I concede that this Bill gives the House an opportunity to discuss a very important aspect of law reform. In that context the Bill as a discussion document is to be welcomed. Whilst the Bill itself is new, what it ennunciates is not new. During the term of the last Government between 1973 and 1977 whilst addressing a number of women's organisations, I condemned outright the civil wrong of criminal conversation. I based my views on the fact that the action itself discriminated against women and that that is completely wrong. I have no hesitation in supporting the principle enshrined in the Bill, but I would ask the House to wait until the end of the year to see what the Government have in mind in this context and in relation to other matters which the Minister will bring to the attention of the House.

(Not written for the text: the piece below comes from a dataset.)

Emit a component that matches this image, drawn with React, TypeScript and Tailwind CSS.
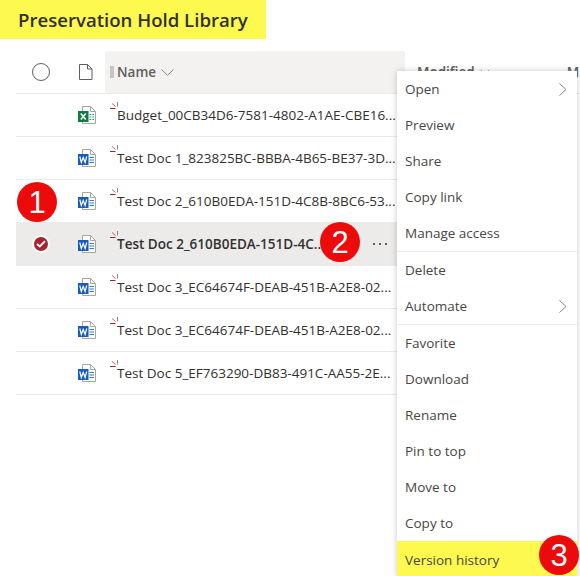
import { ChevronDown } from "lucide-react";

const font = "font-['Open_Sans','Noto_Sans',sans-serif]";

const FileIcon = ({ kind }: { kind: "word" | "excel" }) => {
  const color = kind === "word" ? "#185abd" : "#107c41";
  return (
    <svg width="18" height="18" viewBox="0 0 18 18" className="block">
      <path d="M4.500 .5H12.500L17.500 5.500V17.500H4.500V.5Z" fill="#fff" stroke="#a6a6a6" />
      <path d="M12.500 .5V5.500H17.500" fill="none" stroke="#a6a6a6" />
      {kind === "word" ? (
        <path d="M11.500 8.500H16M11.500 11H16M11.500 13.500H16" stroke="#2b7cd3" strokeWidth="1" />
      ) : (
        <path d="M11.500 8.500H13.300M14.300 8.500H16M11.500 11H13.300M14.300 11H16M11.500 13.500H13.300M14.300 13.500H16" stroke="#21a366" strokeWidth="1" />
      )}
      <rect x="0" y="5" width="10.500" height="11" fill={color} />
      {kind === "word" ? (
        <path d="M1.800 7.500L3.300 13.500L5.200 8.500L7.100 13.500L8.700 7.500" fill="none" stroke="#fff" strokeWidth="1.200" />
      ) : (
        <path d="M2.800 7.500L7.700 13.500M7.700 7.500L2.800 13.500" fill="none" stroke="#fff" strokeWidth="1.500" />
      )}
    </svg>
  );
};

const NewMark = () => (
  <svg width="9" height="9" viewBox="0 0 9 9" className="absolute left-[-7px] top-[-3px]">
    <path d="M0 6.500H5.500" stroke="#a4262c" strokeWidth="1" />
    <path d="M2 1.500L5.500 4.500" stroke="#a4262c" strokeOpacity="0.7" strokeWidth="1" />
    <path d="M7.500 0V4.500" stroke="#8a8886" strokeWidth="1" />
  </svg>
);

const Thin = ({ dir }: { dir: "down" | "right" }) =>
  dir === "down" ? (
    <svg width="13" height="7" viewBox="0 0 13 7" className="ml-[5px]">
      <path d="M.5 .5L6.500 6.300L12.500 .5" fill="none" stroke="#8a8886" />
    </svg>
  ) : (
    <svg width="8" height="13" viewBox="0 0 8 13">
      <path d="M.5 .5L7 6.500L.5 12.500" fill="none" stroke="#8a8886" />
    </svg>
  );

const Badge = ({ n, className }: { n: number; className: string }) => (
  <div className={`absolute flex h-10 w-10 items-center justify-center rounded-full bg-[#ec0a0a] font-['Liberation_Sans',sans-serif] text-[31px] leading-none text-white ${className}`}>
    {n}
  </div>
);

const rows: { name: string; kind: "word" | "excel"; selected?: boolean }[] = [
  { name: "Budget_00CB34D6-7581-4802-A1AE-CBE16...", kind: "excel" },
  { name: "Test Doc 1_823825BC-BBBA-4B65-BE37-3D...", kind: "word" },
  { name: "Test Doc 2_610B0EDA-151D-4C8B-8BC6-53...", kind: "word" },
  { name: "Test Doc 2_610B0EDA-151D-4C...", kind: "word", selected: true },
  { name: "Test Doc 3_EC64674F-DEAB-451B-A2E8-02...", kind: "word" },
  { name: "Test Doc 3_EC64674F-DEAB-451B-A2E8-02...", kind: "word" },
  { name: "Test Doc 5_EF763290-DB83-491C-AA55-2E...", kind: "word" },
];

const menu: { label: string; sub?: boolean; line?: boolean }[] = [
  { label: "Open", sub: true },
  { label: "Preview" },
  { label: "Share" },
  { label: "Copy link" },
  { label: "Manage access", line: true },
  { label: "Delete" },
  { label: "Automate", sub: true, line: true },
  { label: "Favorite" },
  { label: "Download" },
  { label: "Rename" },
  { label: "Pin to top" },
  { label: "Move to" },
  { label: "Copy to" },
];

export default function App() {
  return (
    <div className={`relative h-[576px] w-[580px] overflow-hidden bg-white ${font}`}>
      <div className="flex h-[39px] w-[266px] items-center bg-[#fdf94f] pl-[18px] text-[18.600px] font-semibold text-[#323130]">
        Preservation Hold Library
      </div>

      <div className="ml-[16px] mt-[12px]">
        <div className="flex h-[43px] border-b border-[#edebe9]">
          <div className="flex w-[50px] items-center justify-center">
            <div className="h-[18px] w-[18px] rounded-full border border-[#605e5c]" />
          </div>
          <div className="flex w-[39px] items-center justify-center">
            <svg width="14" height="16" viewBox="0 0 14 16">
              <path d="M.5 .5H8.500L13 5V15.500H.5V.5Z M8.500 .5V5H13" fill="none" stroke="#605e5c" />
            </svg>
          </div>
          <div className="flex w-[300px] items-center bg-[#f3f2f1] pl-[5px] text-[13.500px] font-semibold text-[#605e5c]">
            <div className="mr-[3px] h-[12px] w-[4px] bg-[#c8c6c4]" />
            Name
            <Thin dir="down" />
          </div>
          <div className="ml-[12px] flex items-center text-[13.500px] font-semibold text-[#605e5c]">
            Modified
            <ChevronDown size={16} strokeWidth={1} className="ml-[2px] text-[#8a8886]" />
            <span className="ml-[74px]">M</span>
          </div>
        </div>

        {rows.map((row, i) => (
          <div key={i} className={`flex h-[43px] w-[389px] items-center border-b border-[#edebe9] ${row.selected ? "bg-[#edebe9]" : ""}`}>
            <div className="flex w-[50px] justify-center">
              {row.selected && (
                <div className="flex h-[18px] w-[18px] items-center justify-center rounded-full border-2 border-white bg-[#a4262c]">
                  <svg width="10" height="8" viewBox="0 0 10 8">
                    <path d="M1 4L3.800 6.500L9 1.200" fill="none" stroke="#fff" strokeWidth="1.800" />
                  </svg>
                </div>
              )}
            </div>
            <div className="flex w-[39px] justify-center pl-[3px]">
              <FileIcon kind={row.kind} />
            </div>
            <div className={`relative ml-[12px] flex-1 whitespace-nowrap text-[13.500px] text-[#323130] ${row.selected ? "font-semibold" : ""}`}>
              <NewMark />
              {row.name}
            </div>
            {row.selected && (
              <div className="mr-[18px] flex gap-[4px]">
                <div className="h-[2px] w-[2px] bg-[#605e5c]" />
                <div className="h-[2px] w-[2px] bg-[#605e5c]" />
                <div className="h-[2px] w-[2px] bg-[#605e5c]" />
              </div>
            )}
          </div>
        ))}
      </div>

      <div className="absolute left-[397px] top-[71px] w-[180px] bg-white text-[13.500px] text-[#484644] shadow-[0_0_6px_rgba(0,0,0,0.22)]">
        {menu.map((item) => (
          <div key={item.label} className={item.line ? "border-b border-[#edebe9]" : ""}>
            <div className="flex h-9 items-center justify-between pl-[8px] pr-[10px]">
              {item.label}
              {item.sub && <Thin dir="right" />}
            </div>
          </div>
        ))}
        <div className="flex h-9 items-center bg-[#fdf94f] pl-[8px] pt-[2px]">Version history</div>
      </div>

      <Badge n={1} className="left-[17px] top-[182px]" />
      <Badge n={2} className="left-[320px] top-[222px]" />
      <Badge n={3} className="left-[539px] top-[535px]" />
    </div>
  );
}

Having waited so long I am prepared to accept the Minister's request to wait until the end of the year to see what will come before us. If the action of criminal conversation were tested under the Constitution by way of a constitutional action it would be found to be unconstitutional because it discriminates against women. On the other hand, an anomaly arises where if a woman decided to proceed against another woman for her adulterous behaviour with her husband, she would succeed. On the one hand, we have a situation where if the action was tested constitutionally it would be found to be unconstitutional and, on the other hand, if the woman took the action against the other woman she would probably succeed.

Debate adjourned.
The Dáil adjourned at 8.30 p.m. until 10.30 a.m. on Wednesday, 5 March 1980.